Core Security Labs, in an announcement to the press at the 2010 RSA Security conference, has released a tool that makes it easier to perform attacks on users of the social network Twitter. Recently, a subspecies of phishing attacks has arisen, called “spearphishing,” and it’s this type of attack that the Core Security Labs tool facilitates. Most phishing attacks, in which the attacker impersonates a legitimate organization and persuades the victim to give the attacker their credentials, are spammed out, sent to everyone available. Spearphishing attacks are targeted to smaller groups, to organizations or individuals, and are often more effective because they are tailored to decieve that group specifically by including persuasive details related to the group or person. As social networks continue to grow in popularity, the information that people share publicly on such networks enable spearphishing attacks.

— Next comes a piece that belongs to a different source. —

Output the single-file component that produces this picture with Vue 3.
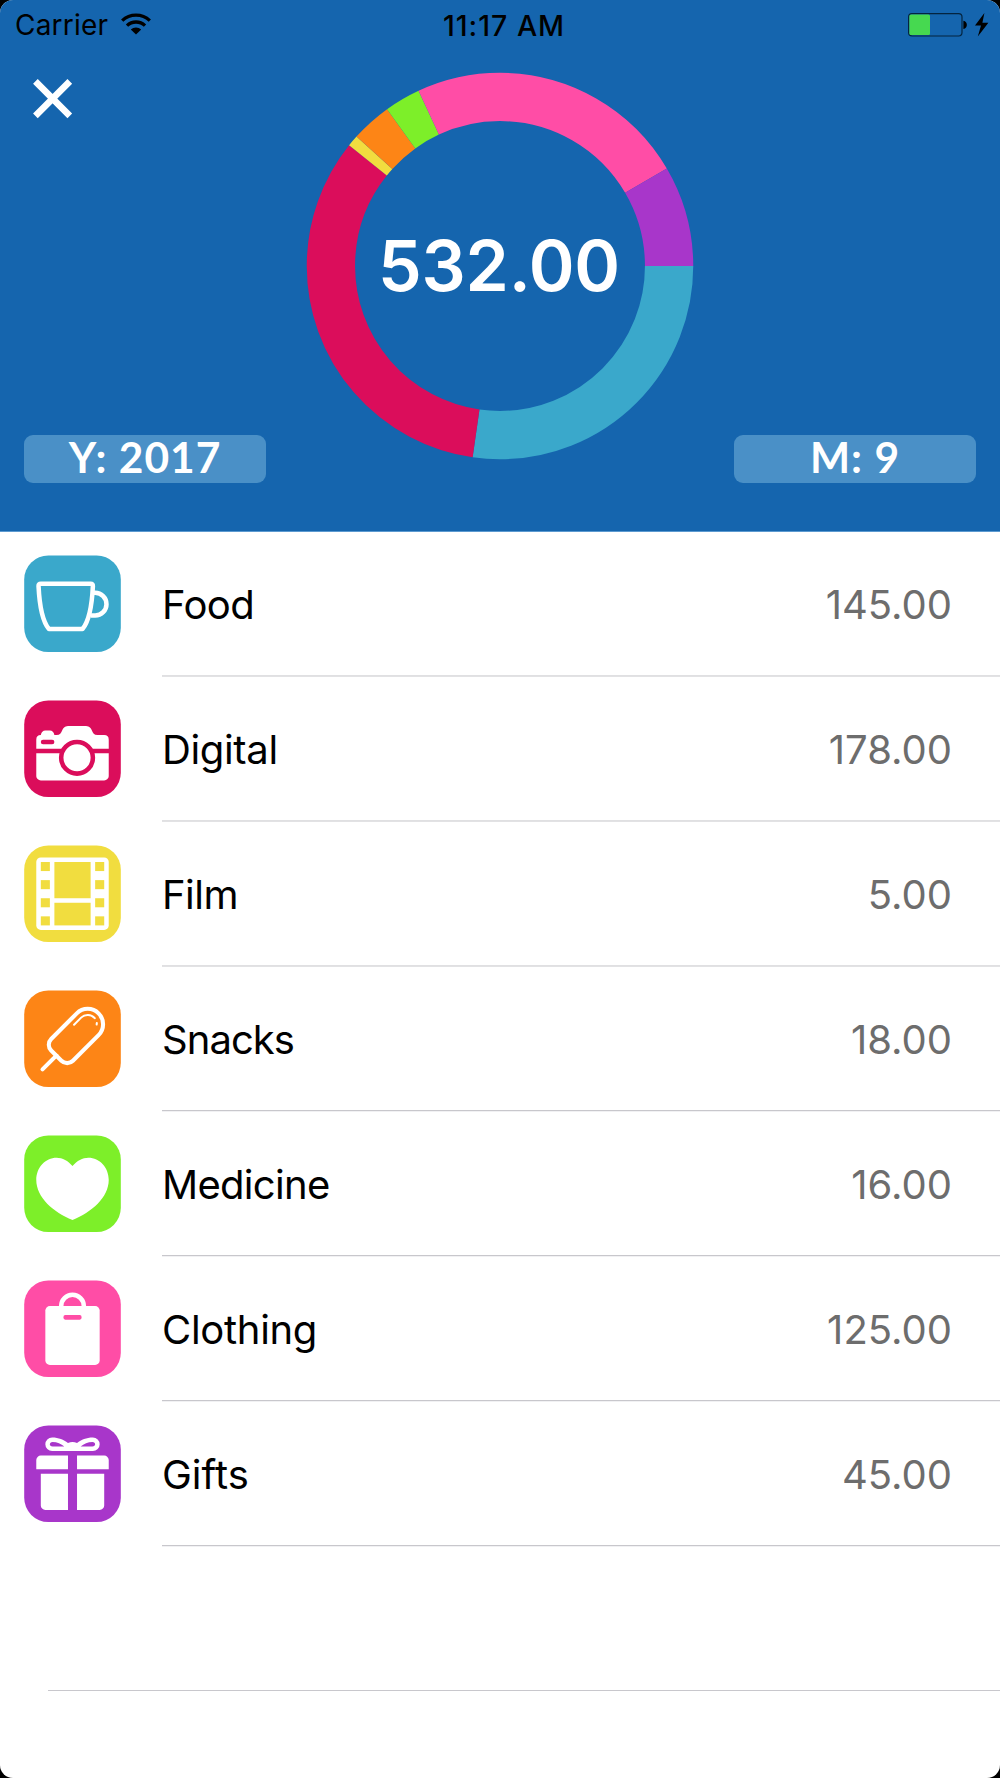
<script setup>
const RADIUS = 169.1
const LENGTH = 2 * Math.PI * RADIUS

const items = [
  { name: 'Food', amount: 145, color: '#3aa8cb', icon: 'cup', ls: -0.6 },
  { name: 'Digital', amount: 178, color: '#db0d5b', icon: 'camera', ls: -0.35 },
  { name: 'Film', amount: 5, color: '#f1dd3f', icon: 'film', ls: -0.5 },
  { name: 'Snacks', amount: 18, color: '#fd8516', icon: 'popsicle', ls: -0.95 },
  { name: 'Medicine', amount: 16, color: '#7def29', icon: 'heart', ls: -0.7 },
  { name: 'Clothing', amount: 125, color: '#ff4da6', icon: 'bag', ls: -0.3 },
  { name: 'Gifts', amount: 45, color: '#a836ca', icon: 'gift', ls: 0 },
]

const total = items.reduce((sum, item) => sum + item.amount, 0)
let before = 0
const segments = items.map((item) => {
  const segment = {
    color: item.color,
    dash: `${(item.amount / total) * LENGTH} ${LENGTH}`,
    offset: (-before / total) * LENGTH,
  }
  before += item.amount
  return segment
})
</script>

<template>
  <div class="screen">
    <header class="header">
      <div class="status">
        <div class="carrier">
          <span>Carrier</span>
          <svg class="wifi" width="30" height="22" viewBox="0 0 30 22">
            <g fill="none" stroke="#000" stroke-width="3.3">
              <path d="M1.2 7.6A20 20 0 0 1 28.8 7.6" />
              <path d="M6 12.6A13 13 0 0 1 24 12.6" />
            </g>
            <path d="M9.8 16.6A7.4 7.4 0 0 1 20.2 16.6L15 21.6Z" />
          </svg>
        </div>
        <div class="time">11:17 AM</div>
        <div class="power">
          <svg width="81" height="24" viewBox="0 0 81 24">
            <rect x="0.6" y="0.6" width="53.4" height="22.4" rx="3.4" fill="none" stroke="#04243f" stroke-width="1.2" />
            <rect x="1.4" y="1.4" width="20.6" height="20.6" rx="1.5" fill="#46d950" />
            <path d="M55.400 7.700c4.600.6 4.600 7.600 0 8.200z" />
            <path d="M76.400 0L67 12.600h6L69.800 23.400 80.400 9.800h-6z" />
          </svg>
        </div>
      </div>
      <button class="close" aria-label="Close">
        <svg width="40" height="40" viewBox="0 0 40 40">
          <path d="M2.400 2.400L36.800 36.800M36.800 2.400L2.400 36.800" stroke="#fff" stroke-width="6.600" />
        </svg>
      </button>
      <div class="summary">
        <div class="pill">Y: 2017</div>
        <div class="chart">
          <svg width="388" height="388" viewBox="-194 -194 388 388">
            <circle
              v-for="s in segments"
              :key="s.color"
              :r="RADIUS"
              fill="none"
              :stroke="s.color"
              stroke-width="48.3"
              :stroke-dasharray="s.dash"
              :stroke-dashoffset="s.offset"
            />
          </svg>
          <div class="total">{{ total.toFixed(2) }}</div>
        </div>
        <div class="pill">M: 9</div>
      </div>
    </header>

    <main class="list">
      <div v-for="(item, i) in items" :key="item.name" class="row">
        <svg class="icon" viewBox="-2.711 -2.755 21.640 21.640">
          <rect x="-2.667" y="-2.667" width="21.333" height="21.333" rx="5.333" :fill="item.color" />
          <g v-if="item.icon === 'cup'" fill="none" stroke="#fff" stroke-linejoin="round">
            <path d="M1 3.600H12Q12.500 3.600 12.500 4.100C12.300 8.300 11.700 11.800 10.200 13.600H2.800C1.300 11.800.7 8.300.5 4.100Q.5 3.600 1 3.600Z" />
            <path d="M12.600 5.600H13a2.500 2.500 0 0 1 0 5H12" />
          </g>
          <g v-else-if="item.icon === 'camera'" fill="#fff">
            <path d="M0 8V6Q0 5 1 5Q1.200 4 2 4H3Q3.800 4 4 5H4.500C6 5 5.400 3 7 3H11C12.600 3 12 5 13.500 5H15Q16 5 16 6V8Z" />
            <path d="M0 9H16V14a1 1 0 0 1-1 1H1a1 1 0 0 1-1-1Z" />
            <rect x="1" y="6" width="3" height="1" rx=".5" :fill="item.color" />
            <circle cx="9" cy="10" r="3.500" :stroke="item.color" />
          </g>
          <g v-else-if="item.icon === 'film'">
            <rect width="16" height="16" rx="1" fill="#fff" />
            <g :fill="item.color">
              <template v-for="y in [1, 5, 9, 13]" :key="y">
                <rect x="1" :y="y" width="2" height="2" />
                <rect x="13" :y="y" width="2" height="2" />
              </template>
              <rect x="4" y="1" width="8" height="8" />
              <rect x="4" y="10" width="8" height="5" />
            </g>
          </g>
          <g
            v-else-if="item.icon === 'popsicle'"
            transform="translate(11.350 4.800) rotate(45)"
            fill="none"
            stroke="#fff"
            stroke-width=".9"
            stroke-linecap="round"
          >
            <path d="M-3.400 0A3.400 3.400 0 0 1 3.400 0V8A1.800 1.800 0 0 1 1.600 9.800H-1.600A1.800 1.800 0 0 1-3.400 8Z" />
            <path d="M0 9.800V14.100" />
            <path d="M-2.050 2.200V0A2.050 2.050 0 0 1 .15-2.050M1.250-1.600L1.450-1.350" stroke-width=".45" />
          </g>
          <path
            v-else-if="item.icon === 'heart'"
            fill="#fff"
            d="M8 4.100C9 2.900 10.200 2.250 11.500 2.250C14 2.250 16 4.400 16 7.200C16 11 12.200 14.400 8 16C3.800 14.400 0 11 0 7.200C0 4.400 2 2.250 4.500 2.250C5.800 2.250 7 2.900 8 4.100Z"
          />
          <g v-else-if="item.icon === 'bag'">
            <rect x="2" y="3" width="12" height="13" rx="1" fill="#fff" />
            <path d="M5.500 3.500V3a2.500 2.500 0 0 1 5 0v.5" fill="none" stroke="#fff" />
            <rect x="6" y="5" width="4" height="1" rx=".4" :fill="item.color" />
          </g>
          <g v-else fill="#fff">
            <path
              fill-rule="evenodd"
              d="M3.500 0C5 0 6 .5 7 1.200Q8 .8 9 1.200C10 .5 11 0 12.500 0a1.500 1.500 0 0 1 0 3h-9a1.500 1.500 0 0 1 0-3ZM3.600 1C2.800 1 2.800 2 3.600 2H6.200C5.500 1.400 4.600 1 3.600 1ZM12.400 1C13.200 1 13.200 2 12.400 2H9.800C10.500 1.400 11.400 1 12.400 1Z"
            />
            <path d="M0 7V5a1 1 0 0 1 1-1H7V7ZM9 7V4h6a1 1 0 0 1 1 1V7ZM1 8H7v8H2a1 1 0 0 1-1-1ZM9 8h6v7a1 1 0 0 1-1 1H9Z" />
          </g>
        </svg>
        <div class="content" :class="{ soft: i < 3 }">
          <span class="name" :style="{ letterSpacing: item.ls + 'px' }">{{ item.name }}</span>
          <span class="amount">{{ item.amount.toFixed(2) }}</span>
        </div>
      </div>
      <div class="row blank"></div>
    </main>
  </div>
</template>

<style>
body {
  margin: 0;
  background: #000;
}
</style>

<style scoped>
.screen {
  width: 1000px;
  height: 1778px;
  overflow: hidden;
  border-radius: 13px;
  background: #fff;
  font-family: Inter, "Liberation Sans", sans-serif;
}
.header {
  position: relative;
  box-sizing: border-box;
  height: 532px;
  background: #1565ae;
  border-bottom: 1px solid #5c9ad0;
}
.status {
  display: grid;
  grid-template-columns: 1fr auto 1fr;
  height: 51px;
  font-size: 28px;
  line-height: 51px;
}
.carrier {
  display: flex;
  gap: 13px;
  padding-left: 15px;
  letter-spacing: 0.2px;
}
.wifi {
  margin-top: 13px;
}
.time {
  padding-left: 8px;
  font-size: 28.5px;
  font-weight: 500;
  letter-spacing: 1px;
}
.power {
  display: flex;
  justify-content: flex-end;
  padding: 13px 11px 0 0;
}
.close {
  position: absolute;
  left: 33px;
  top: 79px;
  width: 40px;
  height: 40px;
  padding: 0;
  border: 0;
  background: none;
}
.close svg {
  display: block;
}
.summary {
  display: flex;
  justify-content: space-between;
  align-items: flex-end;
  padding: 21px 24px 0;
}
.pill {
  width: 242px;
  height: 48px;
  margin-bottom: -23px;
  border-radius: 9px;
  background: #4a90c7;
  color: #fff;
  font: 700 42.5px/44px Lato, sans-serif;
  letter-spacing: 1px;
  text-align: center;
}
.chart {
  display: grid;
  place-items: center;
}
.chart > * {
  grid-area: 1 / 1;
}
.total {
  padding-right: 2px;
  color: #fff;
  font-size: 69.5px;
  font-weight: 570;
  letter-spacing: -0.2px;
}
.row {
  display: flex;
  align-items: center;
  height: 145px;
}
.icon {
  width: 98px;
  height: 98px;
  margin: 0 40px 1px 24px;
}
.content {
  flex: 1;
  display: flex;
  justify-content: space-between;
  align-items: center;
  box-sizing: border-box;
  height: 145px;
  padding-right: 48px;
  border-bottom: 1px solid #f1f1f3;
  box-shadow: inset 0 -1px #c8c7cc;
  font-size: 40px;
}
.content.soft {
  border-color: #e2e2e4;
  box-shadow: inset 0 -1px #e0e0e2;
}
.amount {
  color: #6d6d6d;
}
.blank {
  box-sizing: border-box;
  height: 144px;
  margin-left: 48px;
  border-bottom: 1px solid #c8c7cc;
}
</style>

The CSL tool specifically uses Twitter to perform spearphishing attacks. A CSL researcher, Pedro Varangot, said that their tool is a framework that can be extended to use other social networks in the attack. The attack tool framework is built on the open-source programming language Python, a favorite language for projects in the open-source world. The researchers have not discovered any new software vulnerability - they’ve just found another vector by which to deliver phishing attacks, which are basically social attacks instead of technical attacks.
These attacks are very relevant because they affect Windows users, Mac users, and Linux users. Phishing attacks try to fool the user much more than they try to fool the computer. That means that no matter what operating system you use, you’re vulnerable to phishing attacks because you’re still using a human brain. Most phishing attacks, to IT people, look ludicrously simple to avoid - but there are a lot of them, and the attacker has the advantage that they only need to succeed once to win big. We defenders need to succeed all of the time just to keep a status quo that’s favorable to us.
Further, this illustrates one of Linux’s major roles in the security world: many major security tools, especially penetration-testing tools like the CSL tool and the Metasploit framework (which some of us saw in action at the RSA conference) are built on Linux. Linux’s modification-friendliness means that it’s a superior platform for performing attacks. It’s easier to modify Linux into an attack platform than it is to twist Windows into that role. Regardless of platform, though, it’s very important for us as IT people to keep in mind that we’ve progressed in security to the point where we humans are the weakest part of the security fence - and so there are more and more attacks that target the weaknesses in human brains instead of in software. Going forward as IT professionals, all of us will need to be educators about those weakness - and about how to compensate for them.
At least until we have clients and IT users who are not human, which will bring its own set of problems.